Posted on March 24, 2017 by staff

Andy Burnham calls for Greater Manchester tech summit

Technology

Leigh MP Andy Burnham has promised to hold a digital summit if elected as Mayor of Greater Manchester.

In an interview you can listen to below, the Labour candidate tells BusinessCloud editor Chris Maguire that tech and digital is crucial to the future of the wider Manchester region.

And, if elected on Thursday 4th May, he plans to bring together the great and the good of tech within the year to sing Greater Manchester’s praises.

“Tech and digital has got to be a core part of our story as a city region going forward,” he said.
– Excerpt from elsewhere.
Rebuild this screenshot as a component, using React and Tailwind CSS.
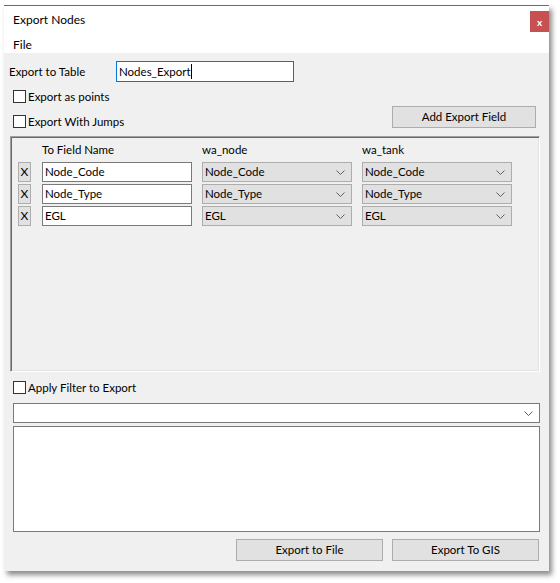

“If I am elected, I’m going to convene a digital summit to announce our ambition to the country, to Europe and the world that Manchester is going to become a world-leading digital city.”

Burnham, who also joked that he wouldn’t seek to edit the Manchester Evening News – unlike former Tory Chancellor George Osborne, who will edit the Evening Standard in London alongside his duties as an MP – says the Manchester story is already making waves on the continent.

“There is a critical mass of companies big and small which are creating an incredible energy around the digital sector in the city and we have got to capitalise on that,” he said.

“The plan is to have a policy agenda around the skills and infrastructure that we build to support the development of a world-leading digital sector.

“The election of the mayor is a real chance to announce our intention to become a digital city in every respect.”

On a visit to Manchester-based cloud and colocation company UKFast – and ahead of the opening of a flightpath between Manchester and Los Angeles next week – he says people in Berlin are even beginning to refer to the city as the ‘Silicon Valley of Europe’.

He also sees the potential devolution of power to the regions as a chance to “fix politics” and “rebalance the country from south to north”.

The mayoral election will also be contested by Sean Anstee of the Conservative Party, Liberal Democrat Jane Brophy, UKIP’s Shneur Odze, Will Patterson of the Green Party, English Democrat Stephen Morris and independent candidate Marcus Farmer.